Louis Marinelli, president of the most prominent Calexit group, Yes California, takes a more open attitude toward seeking assistance from the Russian government, even as he insists that he disagrees with some of its policies. The group has done more than just attend the Dialogue of Nations conference. It has also partnered with AGM to create an “Embassy of the Independent Republic of California” inside Russia. A conference unveiling the initiative featured posters of foreign leaders representing a spectrum of anti-American opposition, including late Cuban leader Fidel Castro; former Venezuelan president Hugo Chávez and his successor, Nicolás Maduro; Syrian president Bashar al-Assad and, of course, Vladimir Putin.
Yes California intends to open facilities in five other countries as well. In an interview, Marinelli said that his group will be opening one in Germany next.

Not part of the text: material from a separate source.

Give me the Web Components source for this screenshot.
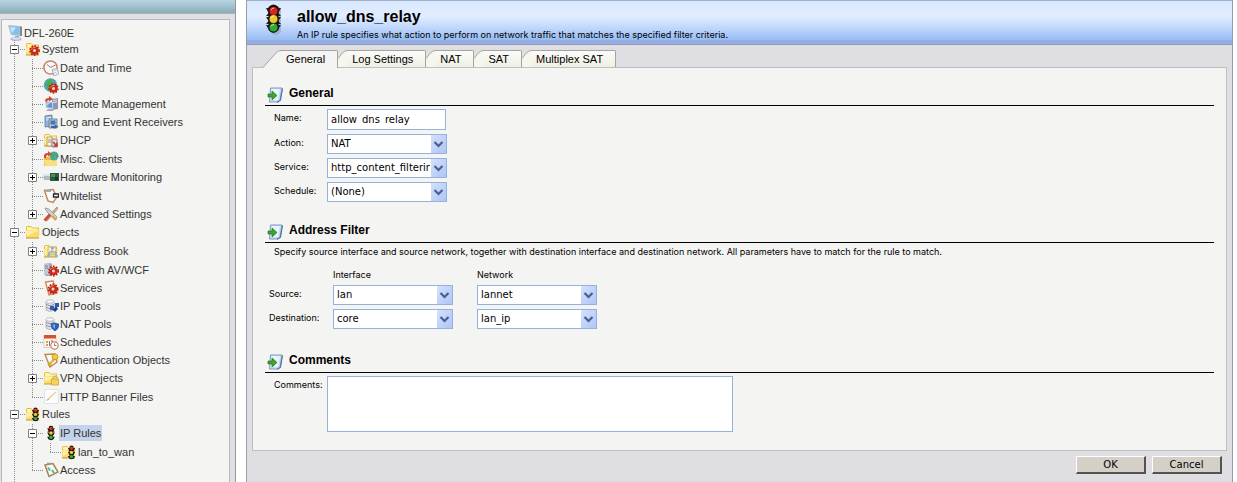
<!DOCTYPE html>
<html lang="en">
<head>
<meta charset="utf-8">
<title>allow_dns_relay</title>
<style>
  html, body { margin: 0; height: 100%; }
  body {
    --small: 9px/12px Inter, "Liberation Sans", Arial, sans-serif;
    --control: 10px/16px "DejaVu Sans", Verdana, sans-serif;
    background: #fff;
    color: #000;
    font: 11px/14px "Liberation Sans", Arial, sans-serif;
    overflow: hidden;
  }
</style>
</head>
<body>
<app-shell>
  <nav-panel slot="nav">
    <tree-root icon="computer" label="DFL-260E">
      <tree-node icon="system" label="System" state="open" group>
        <tree-node icon="clock" label="Date and Time"></tree-node>
        <tree-node icon="dns" label="DNS"></tree-node>
        <tree-node icon="remote" label="Remote Management"></tree-node>
        <tree-node icon="log" label="Log and Event Receivers"></tree-node>
        <tree-node icon="dhcp" label="DHCP" state="closed"></tree-node>
        <tree-node icon="misc" label="Misc. Clients"></tree-node>
        <tree-node icon="hardware" label="Hardware Monitoring" state="closed"></tree-node>
        <tree-node icon="whitelist" label="Whitelist"></tree-node>
        <tree-node icon="tools" label="Advanced Settings" state="closed" last></tree-node>
      </tree-node>
      <tree-node icon="folder" label="Objects" state="open" group>
        <tree-node icon="book" label="Address Book" state="closed"></tree-node>
        <tree-node icon="alg" label="ALG with AV/WCF"></tree-node>
        <tree-node icon="services" label="Services"></tree-node>
        <tree-node icon="ippool" label="IP Pools"></tree-node>
        <tree-node icon="natpool" label="NAT Pools"></tree-node>
        <tree-node icon="schedule" label="Schedules"></tree-node>
        <tree-node icon="auth" label="Authentication Objects"></tree-node>
        <tree-node icon="vpn" label="VPN Objects" state="closed"></tree-node>
        <tree-node icon="banner" label="HTTP Banner Files" last></tree-node>
      </tree-node>
      <tree-node icon="rules" label="Rules" state="open">
        <tree-node icon="light" label="IP Rules" state="open" selected>
          <tree-node icon="rules" label="lan_to_wan" last></tree-node>
        </tree-node>
        <tree-node icon="access" label="Access" last></tree-node>
      </tree-node>
      <tree-node icon="folder" label=""></tree-node>
    </tree-root>
  </nav-panel>

  <page-header slot="header">
    <span slot="title">allow_dns_relay</span>
    <span slot="text">An IP rule specifies what action to perform on network traffic that matches the specified filter criteria.</span>
  </page-header>

  <tab-panel>
    <tab-item slot="tab" active>General</tab-item>
    <tab-item slot="tab">Log Settings</tab-item>
    <tab-item slot="tab">NAT</tab-item>
    <tab-item slot="tab">SAT</tab-item>
    <tab-item slot="tab">Multiplex SAT</tab-item>

    <form-section heading="General">
      <form-field label="Name:" type="text" value="allow_dns_relay"></form-field>
      <form-field label="Action:" type="select" value="NAT"></form-field>
      <form-field label="Service:" type="select" value="http_content_filtering"></form-field>
      <form-field label="Schedule:" type="select" value="(None)"></form-field>
    </form-section>

    <form-section heading="Address Filter">
      <address-filter></address-filter>
    </form-section>

    <form-section heading="Comments">
      <form-field label="Comments:" type="textarea" value=""></form-field>
    </form-section>
  </tab-panel>

  <action-button slot="actions">OK</action-button>
  <action-button slot="actions">Cancel</action-button>
</app-shell>

<script>
const folder = '<path d="M1 3.500 2 2h4l1.500 1.500H14V14H1z" fill="#e9bd3c"/><path d="M2 3h4l1.500 1.500H13V6H2z" fill="#fff3ae"/><path d="M1 6h13.500L14 14H1z" fill="#f8db68"/><path d="M1.500 6.500H14L2 12z" fill="#fdf0a4"/><path d="M1 14h13" stroke="#c9962c"/>';
const gear = (x, y, r) => `<g transform="translate(${x} ${y})"><circle r="${r - 1}" fill="#c92a1a"/><circle r="${r - .6}" fill="none" stroke="#b8230f" stroke-width="1.600" stroke-dasharray="1.700 1.300"/><path d="M-${r - 2}-1A${r - 1.5} ${r - 1.5} 0 0 1 1-${r - 2}" stroke="#f08a6c" fill="none"/><circle r="1.500" fill="#f4ded0"/></g>`;
const lamps = (x, y, s) => `<g transform="translate(${x} ${y}) scale(${s})"><path d="M-4.500-5H4.500L3-2 4.500-1H-4.500L-3-2ZM-4.500 0H4.500L3 3H-3ZM-4.500 5H4.500L3 8H-3Z" fill="#2b1a12"/><path d="M-2.500-7Q0-9 2.500-7V8Q0 10-2.500 8z" fill="#1c1410"/><circle cy="-4.700" r="2.100" fill="#e02b1c"/><circle cy=".5" r="2.100" fill="#f2ce31"/><circle cy="5.700" r="2.100" fill="#2fb53c"/></g>`;
const discs = '<path d="M3 3.500v8.500q3.500 3 8 0V3.500z" fill="#dfe3e8" stroke="#9aa3ad" stroke-width=".7"/><ellipse cx="7" cy="3.500" rx="4" ry="1.700" fill="#fff" stroke="#9aa3ad" stroke-width=".7"/><path d="M3 6.500q4 2.500 8 0M3 9.500q4 2.500 8 0" stroke="#8d97a3" fill="none"/>';
const globe = (x, y, r) => `<circle cx="${x}" cy="${y}" r="${r}" fill="#5a9fd6"/><path d="M${x - r + 1} ${y - 1}Q${x - 2} ${y - r} ${x + 1} ${y - r + .5}L${x + 2} ${y - 1} ${x} ${y + 1} ${x + 1} ${y + r - 1} ${x - 2} ${y + r - 1}z" fill="#45b04e"/><path d="M${x + 2} ${y - r + 1}q2 2 ${r - 2} ${r}l-2 1z" fill="#3fa648"/>`;

const ICONS = {
  computer: '<path d="M0 0 12 1V11L3 10z" fill="#b4bdc9"/><path d="M1 1 11 2V9.500L3.500 9z" fill="#7cc4ef"/><path d="M2 2 8 2.500 4 8z" fill="#c5e8fb"/><path d="M12 1 14 2V11L12 11z" fill="#7f8793"/><path d="M7 11h4v2H7z" fill="#9ca4b1"/><ellipse cx="8" cy="14" rx="5.500" ry="1.900" fill="#b0b7dd"/><ellipse cx="8" cy="13.500" rx="4" ry="1" fill="#dfe2f3"/>',
  system: folder + gear(9.5, 9.5, 5.2),
  clock: '<circle cx="7.500" cy="7.500" r="6.600" fill="#fbfbfa" stroke="#cf8069" stroke-width="1.500"/><path d="M7.500 7.500 4 4.500M7.500 7.500l5-2.500" stroke="#b0695c"/><path d="M9 9.500l5-1 2 5-5 2.500z" fill="#f5f7fb" stroke="#9098ac" stroke-width=".8"/><path d="M10.500 11l3-.8M11 13l3-1" stroke="#a9b2c8" stroke-width=".7"/>',
  dns: globe(7.5, 7, 6.8) + gear(10.5, 10.5, 5),
  remote: '<path d="M9 3 15 2V13L9 14z" fill="#8f98aa"/><path d="M10 4l4-.6v1l-4 .6zM10 6l4-.6v1l-4 .6z" fill="#dfe4ee"/><path d="M2 5 10 6V13L3 12z" fill="#c6cedc"/><path d="M3 6.500 9 7V12L4 11z" fill="#5c95d8"/><path d="M3 6.500 7 7 4 10z" fill="#b2d3f3"/><path d="M3 15h7l1-2H5z" fill="#a3abc4"/><path d="M2 5Q2 2 6 2V0l4 3-4 2.500V4Q4 4 4 6z" fill="#d8432d"/>',
  log: '<path d="M2 2 9 1V12L2 13z" fill="#8fb3df" stroke="#5f7599" stroke-width=".8"/><path d="M3 4l5-.7M3 6l5-.7" stroke="#e6effa"/><path d="M6 5h8v9H6z" fill="#bdc5d1" stroke="#6a7485" stroke-width=".8"/><path d="M7.500 6.500h5v4h-5z" fill="#3c78be"/><path d="M8 12h4l-1.500-2 5 2.500-5 3L12 14H8z" fill="#3b5fa9"/>',
  dhcp: folder + '<path d="M4 5h5v9H4z" fill="#f5efe0" stroke="#aa8c5c" stroke-width=".8"/><path d="M5 8h3M5 10h3" stroke="#cc8468"/><path d="M9 7h5v8H9z" fill="#d9dde5" stroke="#7b7f91" stroke-width=".8"/><path d="M10 10l4 4M14 10.500v3.500h-3.500" stroke="#c83326" stroke-width="1.500" fill="none"/>',
  misc: '<g transform="translate(0 1)"><path d="M1 5h5l1 1h7v8H1z" fill="#e8bd3c"/><path d="M1 8h13v6H2z" fill="#fae07a"/></g>' + globe(11, 5, 4.5) + '<path d="M1 7Q0 2 5 2V0l4 3-4 2.500V4Q3 4 3 7z" fill="#dc4a31"/>',
  hardware: '<path d="M0 5h7v6H1z" fill="#b6bac0"/><path d="M0 5h7v2H0z" fill="#dfe2e5"/><path d="M7 4h9v8H7z" fill="#2c5c3b"/><path d="M8 5h4v3H8z" fill="#4b8a5b"/><path d="M12 8h3v3h-3z" fill="#163824"/>',
  whitelist: '<path d="M1.500 2.500 10 1.500 14 9 10 14.500 5 13z" fill="#fcfdfe" stroke="#c7874b" stroke-width="1.500"/><path d="M3 3h5" stroke="#91aed1" stroke-width="2"/><path d="M10.500 6h5v3h-5z" fill="#fff" stroke="#1e2440" stroke-width="1.300"/>',
  tools: '<path d="M2 14 12 3l2-2 1 1-2 3L4 15z" fill="#c8b08b" stroke="#8c7a60" stroke-width=".6"/><path d="M2 2 6 3 14 11l-1.500 3L4 6z" fill="#ccd1d6" stroke="#7b8084" stroke-width=".6"/><path d="M1.500 14.500 7 8.500" stroke="#d34830" stroke-width="2.600"/><path d="M9 10l4 4" stroke="#e2a33e" stroke-width="2.400"/>',
  folder,
  book: folder + '<path d="M5 4h8v7H5z" fill="#f6efc9" stroke="#b7a05a" stroke-width=".7"/><path d="M9 5v4M6 9h7M6 9v3M13 9v3" stroke="#7c99bb"/><path d="M4 12h3v2H4zM12 12h3v2h-3zM8 4h3v2H8z" fill="#8fb4db"/>',
  alg: '<path d="M1 2 7 1 9 2V14L3 14 1 12z" fill="#a1a7b7"/><path d="M1 2l5-1v12l-5-1z" fill="#c3c8d3"/><path d="M2 4h3M2 6h3" stroke="#7b8296"/>' + gear(10.5, 9, 5.3),
  services: '<path d="M2.500 2 10 1l4 12-8 2z" fill="#fff" stroke="#d08a57" stroke-width="1.400"/>' + gear(10, 9, 5.3),
  ippool: discs + '<path d="M7 8h4v4H7zM12 5h4v4h-4z" fill="#2c5fb4"/><path d="M10 12l3-4 2 3-3 3z" fill="#1d3f8b"/>',
  natpool: discs + '<path d="M8 8l4-1 4 1q0 5-4 7-4-2-4-7z" fill="#2865bb" stroke="#1c4283" stroke-width=".6"/><path d="M9.500 9l2.500-.7V13q-2-1.500-2.500-4z" fill="#7bb0e8"/>',
  schedule: '<path d="M1 1.500h12v12H1z" fill="#fdf8f5" stroke="#cbbdb8" stroke-width=".7"/><path d="M1 1h12v3.500H1z" fill="#d4532f"/><path d="M3 7h2v2H3zM3 10h2v2H3zM8 6h2v2H8z" fill="#d99a5c"/><path d="M6 7h1v5H6z" fill="#777"/><circle cx="11.500" cy="11.500" r="3.700" fill="#fff" stroke="#cf7d67" stroke-width="1.200"/><path d="M11.500 9.500v2h2" stroke="#666" fill="none" stroke-width=".8"/>',
  auth: '<path d="M2 2.500 12 2l2 8-7 5z" fill="#fdfbf4" stroke="#b98b4c" stroke-width="1.400"/><circle cx="12" cy="5" r="3" fill="#f6cb2f" stroke="#bb8a13" stroke-width=".7"/><path d="M10.500 7 5 12.500l1 1.500 2-1v-1.500l4-4z" fill="#f3c326" stroke="#a97c12" stroke-width=".6"/>',
  vpn: folder + '<path d="M8.500 9h7v6h-7z" fill="#f7d452" stroke="#c99b2b" stroke-width=".7"/><path d="M10 9V7.500q2-2.500 4 0V9" stroke="#c9b67a" stroke-width="1.300" fill="none"/>',
  banner: '<path d="M1.500.5h14v14h-14z" fill="#fbfcfd" stroke="#dfe4ea"/><path d="M5 10 13 3" stroke="#e9cf87" stroke-width="1.400"/><path d="M4 11.500l1.500-1.500" stroke="#777"/>',
  rules: folder + lamps(10.5, 8, .8),
  light: lamps(8, 7.5, .85),
  access: '<path d="M2 3 10 1.500 15 10 6 14.500z" fill="#f3fbf4" stroke="#a38557" stroke-width="1.500"/><path d="M5 5.500l2 3M9 8l2 3" stroke="#58b58c" stroke-width="2"/><path d="M4 1.500h4" stroke="#9d9d96" stroke-width="1.500"/>',
  section: '<path d="M3.500 1H15L13 13 9.500 15H2.500z" fill="#c8dcf4" stroke="#6f92bd" stroke-width=".9"/><path d="M4.500 2H13L11 13H3.500z" fill="#e9f2fd"/><path d="M15.500 1.500 13.500 13.500 10 15.500" stroke="#49688f" fill="none"/><path d="M1 7h4V4l5 4.500L5 13v-3H1z" fill="#3ba52f" stroke="#1f7420" stroke-width=".7"/>'
};

const attach = (element, css, html) => {
  const root = element.attachShadow({ mode: "open" });
  root.innerHTML = `<style>*{box-sizing:border-box}${css}</style>${html}`;
  return root;
};

customElements.define("ui-icon", class extends HTMLElement {
  connectedCallback() {
    if (this.shadowRoot) return;
    attach(this, ":host{display:block;flex:none;width:16px;height:16px}svg{display:block;width:100%;height:100%}",
      `<svg viewBox="0 0 16 16" aria-hidden="true">${ICONS[this.getAttribute("name")]}</svg>`);
  }
});

customElements.define("app-shell", class extends HTMLElement {
  connectedCallback() {
    attach(this, `
      :host { display: flex; height: 100vh; gap: 10px; padding-right: 4px; box-sizing: border-box; }
      aside { flex: 0 0 236px; min-width: 0; overflow: hidden; }
      main { flex: 1; min-width: 0; display: flex; flex-direction: column; background: #dfdee3; border: solid #9c9ca6; border-width: 0 1px; }
      footer { display: flex; justify-content: flex-end; gap: 6px; padding: 5px 10px; }
    `, `<aside><slot name="nav"></slot></aside>
      <main><slot name="header"></slot><slot></slot><footer><slot name="actions"></slot></footer></main>`);
  }
});

customElements.define("nav-panel", class extends HTMLElement {
  connectedCallback() {
    attach(this, `
      :host { display: flex; flex-direction: column; min-height: 100%; box-sizing: border-box; background: #e0dfe3; border-right: 1px solid #97979d; }
      .bar { height: 14px; background: linear-gradient(#b8d5e3, #8cabb7); border-bottom: 1px solid #a7b5bc; }
      .box { flex: 1; margin: 5px 5px 0 1px; padding: 5px 0 0 3px; background: #f4f4f2; border: 1px solid #b9b9bd; border-bottom: 0; }
    `, `<div class="bar"></div><div class="box"><slot></slot></div>`);
  }
});

customElements.define("tree-root", class extends HTMLElement {
  connectedCallback() {
    attach(this, `
      :host { display: block; color: #333; }
      a { display: flex; height: 15px; line-height: 16px; padding-left: 3px; color: inherit; text-decoration: none; }
    `, `<a href="#"><ui-icon name="${this.getAttribute("icon")}"></ui-icon>${this.getAttribute("label")}</a><slot></slot>`);
  }
});

customElements.define("tree-node", class extends HTMLElement {
  connectedCallback() {
    const state = this.getAttribute("state");
    const label = this.getAttribute("label");
    const toggle = state
      ? `<button aria-label="${state === "open" ? "Collapse" : "Expand"} ${label}"><svg viewBox="0 0 9 9"><path d="M.5.5h8v8h-8z" fill="#fff" stroke="#808080"/><path d="M2 4.500h5${state === "open" ? "" : "M4.500 2v5"}" stroke="#000"/></svg></button>`
      : "";
    attach(this, `
      :host { display: block; position: relative; }
      :host([group]) { margin-bottom: -1px; }
      :host::before { content: ""; position: absolute; left: 9px; top: 0; bottom: 0; width: 1px; background: repeating-linear-gradient(#8c8c8c 0 1px, transparent 1px 2px); }
      :host([last])::before { bottom: auto; height: 10px; }
      .row { display: flex; align-items: center; height: 18px; }
      :host([state]) .row { margin-bottom: 1px; }
      .joint { flex: none; width: 20px; height: 9px; padding-left: 5px; background: repeating-linear-gradient(90deg, #8c8c8c 0 1px, transparent 1px 2px) 9px 4px / 11px 1px no-repeat; }
      button { display: block; position: relative; width: 9px; height: 9px; padding: 0; border: 0; background: none; }
      svg { display: block; width: 9px; height: 9px; }
      a { line-height: 16px; padding: 0 1px; color: inherit; text-decoration: none; white-space: nowrap; }
      :host([selected]) a { background: #c3d3ea; }
      .kids { padding-left: 18px; }
    `, `<div class="row"><span class="joint">${toggle}</span><ui-icon name="${this.getAttribute("icon")}"></ui-icon>${label ? `<a href="#">${label}</a>` : ""}</div><div class="kids"><slot></slot></div>`);
  }
});

customElements.define("page-header", class extends HTMLElement {
  connectedCallback() {
    attach(this, `
      :host { display: flex; flex: none; gap: 12px; height: 45px; box-sizing: border-box; padding-left: 16px; border-top: 1px solid #9fb2cb; border-bottom: 1px solid #8e9ab5; background: linear-gradient(#d9e8fe, #e1edff 35%, #c3d9fb 60%, #98bcf5 90%, #95ade0 92%, #95ade0); }
      svg { flex: none; width: 22px; height: 34px; margin-top: 1px; }
      h1 { margin: 6px 0 0; font-size: 16px; line-height: 20px; }
      p { margin: 2px 0 0; font: var(--small); white-space: nowrap; }
    `, `<svg viewBox="0 0 22 34" aria-hidden="true">
        <path d="M6 6Q11 1 18 6V30Q12 36 7 30z" fill="#8fa0bf" opacity=".6"/>
        <path d="M3 6H18L15.500 11 18 14H3L5.500 11ZM3 15H18L15.500 19 18 22H3L5.500 19ZM3 23H18L15 28H6Z" fill="#2a201b"/>
        <path d="M5.500 5Q10.500 0 15.500 5V28Q10.500 34 5.500 28z" fill="#17120f"/>
        <circle cx="10.500" cy="9" r="4" fill="#d92222"/><circle cx="10.500" cy="17" r="4" fill="#efc62c"/><circle cx="10.500" cy="25.500" r="4" fill="#27ad35"/>
        <path d="M8 8q1-2 3-2M8 16q1-2 3-2M8 24.500q1-2 3-2" stroke="#fff" stroke-opacity=".7" fill="none"/>
      </svg><div><h1><slot name="title"></slot></h1><p><slot name="text"></slot></p></div>`);
  }
});

customElements.define("tab-panel", class extends HTMLElement {
  connectedCallback() {
    attach(this, `
      :host { display: block; padding: 5px 5px 0; }
      nav { display: flex; align-items: flex-start; height: 17px; padding-left: 11px; position: relative; }
      .panel { padding: 16px 12px 18px; background: #f4f4f2; border: 1px solid #bfbfc1; }
    `, `<nav role="tablist"><slot name="tab"></slot></nav><div class="panel"><slot></slot></div>`);
  }
});

customElements.define("tab-item", class extends HTMLElement {
  connectedCallback() {
    const active = this.hasAttribute("active");
    const slant = active
      ? '<svg width="18" height="18" viewBox="0 0 18 18"><path d="M0 18 13 3Q15.500.5 18 .5V18z" fill="#f4f4f2"/><path d="M0 17.500 13 3Q15.500.5 18 .5" fill="none" stroke="#a5a59f"/></svg>'
      : '<svg width="9" height="17" viewBox="0 0 9 17"><path d="M0 17V8L5 2Q6.500.5 9 .5V17z" fill="#f6f5ee"/><path d="M0 8.500 5 2.500Q7 .5 9 .5" fill="none" stroke="#a5a59f"/></svg>';
    attach(this, `
      :host { display: flex; flex: none; height: 17px; }
      :host([active]) { height: 18px; }
      svg { display: block; flex: none; }
      button { font: inherit; color: inherit; padding: 0 12px 0 5px; border: solid #a5a59f; border-width: 1px 1px 0 0; border-radius: 0 2px 0 0; background: linear-gradient(#fbfbf9, #f1efe3); white-space: nowrap; }
      :host([active]) button { background: #f4f4f2; padding-bottom: 1px; }
    `, `${slant}<button role="tab" aria-selected="${active}"><slot></slot></button>`);
  }
});

customElements.define("form-section", class extends HTMLElement {
  connectedCallback() {
    attach(this, `
      :host { display: block; }
      :host(:not(:last-of-type)) { margin-bottom: 19px; }
      header { display: flex; align-items: center; gap: 6px; height: 22px; padding-left: 2px; border-bottom: 1px solid #000; }
      h2 { margin: 0; font-size: 12px; line-height: 16px; padding-bottom: 4px; }
      .body { display: flex; flex-direction: column; gap: 4px; padding-top: 3px; }
    `, `<header><ui-icon name="section"></ui-icon><h2>${this.getAttribute("heading")}</h2></header><div class="body"><slot></slot></div>`);
  }
});

customElements.define("combo-box", class extends HTMLElement {
  connectedCallback() {
    attach(this, `
      :host { display: grid; width: 120px; height: 20px; }
      select, svg { grid-area: 1 / 1; }
      select { appearance: none; width: 100%; height: 20px; margin: 0; padding: 0 16px 0 3px; border: 1px solid #94b2da; border-radius: 0; background: #fff; color: #000; font: var(--control); }
      svg { justify-self: end; align-self: center; margin-right: 1px; pointer-events: none; }
    `, `<select aria-label="${this.getAttribute("label")}"><option>${this.getAttribute("value")}</option></select>
      <svg width="15" height="18" viewBox="0 0 15 18" aria-hidden="true"><defs><linearGradient id="g" x2="1" y2="1"><stop stop-color="#d5e1fd"/><stop offset="1" stop-color="#aec5f8"/></linearGradient></defs><path d="M0 0h15v18H0z" fill="url(#g)"/><path d="M3.500 7 7.500 11l4-4" fill="none" stroke="#4a608a" stroke-width="2.200"/></svg>`);
  }
});

customElements.define("form-field", class extends HTMLElement {
  connectedCallback() {
    const type = this.getAttribute("type");
    const label = this.getAttribute("label");
    const value = this.getAttribute("value");
    const control = {
      text: `<input id="c" type="text" value="${value}" spellcheck="false">`,
      textarea: `<textarea id="c"></textarea>`,
      select: `<combo-box label="${label}" value="${value}"></combo-box>`
    }[type];
    attach(this, `
      :host { display: grid; grid-template-columns: 53px minmax(0, 1fr); padding-left: 9px; }
      label { font: var(--small); line-height: 18px; white-space: nowrap; }
      input, textarea { display: block; appearance: none; margin: 0; border: 1px solid #94b2da; border-radius: 0; background: #fff; color: #000; font: var(--control); }
      input { width: 119px; height: 21px; padding: 0 3px; line-height: 19px; }
      textarea { width: 100%; max-width: 406px; height: 56px; padding: 2px 3px; resize: none; }
    `, `<label for="c">${label}</label>${control}`);
  }
});

customElements.define("address-filter", class extends HTMLElement {
  connectedCallback() {
    const row = (name, iface, net) => `<tr><th scope="row">${name}:</th><td><combo-box label="${name} interface" value="${iface}"></combo-box></td><td><combo-box label="${name} network" value="${net}"></combo-box></td></tr>`;
    attach(this, `
      :host { display: block; font: var(--small); padding-bottom: 3px; }
      p { margin: 0 0 11px 9px; }
      table { border-collapse: collapse; margin-left: 4px; }
      th { padding: 0; font-weight: normal; text-align: left; }
      tbody th { width: 64px; line-height: 18px; vertical-align: top; padding-top: 4px; }
      td { padding: 4px 24px 0 0; }
    `, `<p>Specify source interface and source network, together with destination interface and destination network. All parameters have to match for the rule to match.</p>
      <table><thead><tr><td></td><th scope="col">Interface</th><th scope="col">Network</th></tr></thead>
      <tbody>${row("Source", "lan", "lannet")}${row("Destination", "core", "lan_ip")}</tbody></table>`);
  }
});

customElements.define("action-button", class extends HTMLElement {
  connectedCallback() {
    attach(this, `
      :host { display: block; }
      button { display: block; width: 70px; height: 18px; padding: 1px 0 0; color: #000; background: #d4d0c8; border: solid; border-width: 1px 2px 2px 1px; border-color: #fff #55534f #55534f #fff; font: var(--control); line-height: 14px; }
    `, `<button type="button"><slot></slot></button>`);
  }
});
</script>
</body>
</html>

Marinelli has lived off and on in Russia since 2006 and resides there now, thanks in part to assistance from AGM. In a Skype interview, he defended Yes California’s relationship with Russia and likened it to the collaboration that American revolutionaries received from France via the Marquis de Lafayette. He also said separation from the United States was the best way for progressive Californians to preserve and expand the policies that they prefer.
During his presidential campaign, Donald Trump called the Supreme Court ruling that legalized same-sex marriage “shocking” and said he would overturn it. Since being elected, however, Trump has seemingly reversed course by calling the matter “settled.”